**Your task:**
Reproduce the following material exactly, including every line.

******

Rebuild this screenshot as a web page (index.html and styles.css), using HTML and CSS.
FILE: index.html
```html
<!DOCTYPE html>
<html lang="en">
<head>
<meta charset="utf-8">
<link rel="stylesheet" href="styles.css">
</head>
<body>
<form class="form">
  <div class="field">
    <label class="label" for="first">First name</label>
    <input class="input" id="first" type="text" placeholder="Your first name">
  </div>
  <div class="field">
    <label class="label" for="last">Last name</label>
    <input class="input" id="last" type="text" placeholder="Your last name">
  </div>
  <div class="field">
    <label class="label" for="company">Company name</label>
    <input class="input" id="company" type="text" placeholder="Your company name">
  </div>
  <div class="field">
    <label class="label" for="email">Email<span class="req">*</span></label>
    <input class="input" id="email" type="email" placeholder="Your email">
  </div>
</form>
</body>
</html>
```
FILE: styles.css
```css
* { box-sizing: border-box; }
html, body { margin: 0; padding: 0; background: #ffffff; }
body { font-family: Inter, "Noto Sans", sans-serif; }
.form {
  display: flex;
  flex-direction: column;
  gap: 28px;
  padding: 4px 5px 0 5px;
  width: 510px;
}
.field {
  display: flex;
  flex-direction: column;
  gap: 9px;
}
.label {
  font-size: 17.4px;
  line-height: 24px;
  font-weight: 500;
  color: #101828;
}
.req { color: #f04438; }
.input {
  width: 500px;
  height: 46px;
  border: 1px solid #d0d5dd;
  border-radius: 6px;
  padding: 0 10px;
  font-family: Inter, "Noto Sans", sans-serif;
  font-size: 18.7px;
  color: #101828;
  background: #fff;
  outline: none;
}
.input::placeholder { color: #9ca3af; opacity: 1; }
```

******

**Full answer:**
Rebuild this screenshot as a web page (index.html and styles.css), using HTML and CSS.
FILE: index.html
```html
<!DOCTYPE html>
<html lang="en">
<head>
<meta charset="utf-8">
<link rel="stylesheet" href="styles.css">
</head>
<body>
<form class="form">
  <div class="field">
    <label class="label" for="first">First name</label>
    <input class="input" id="first" type="text" placeholder="Your first name">
  </div>
  <div class="field">
    <label class="label" for="last">Last name</label>
    <input class="input" id="last" type="text" placeholder="Your last name">
  </div>
  <div class="field">
    <label class="label" for="company">Company name</label>
    <input class="input" id="company" type="text" placeholder="Your company name">
  </div>
  <div class="field">
    <label class="label" for="email">Email<span class="req">*</span></label>
    <input class="input" id="email" type="email" placeholder="Your email">
  </div>
</form>
</body>
</html>
```
FILE: styles.css
```css
* { box-sizing: border-box; }
html, body { margin: 0; padding: 0; background: #ffffff; }
body { font-family: Inter, "Noto Sans", sans-serif; }
.form {
  display: flex;
  flex-direction: column;
  gap: 28px;
  padding: 4px 5px 0 5px;
  width: 510px;
}
.field {
  display: flex;
  flex-direction: column;
  gap: 9px;
}
.label {
  font-size: 17.4px;
  line-height: 24px;
  font-weight: 500;
  color: #101828;
}
.req { color: #f04438; }
.input {
  width: 500px;
  height: 46px;
  border: 1px solid #d0d5dd;
  border-radius: 6px;
  padding: 0 10px;
  font-family: Inter, "Noto Sans", sans-serif;
  font-size: 18.7px;
  color: #101828;
  background: #fff;
  outline: none;
}
.input::placeholder { color: #9ca3af; opacity: 1; }
```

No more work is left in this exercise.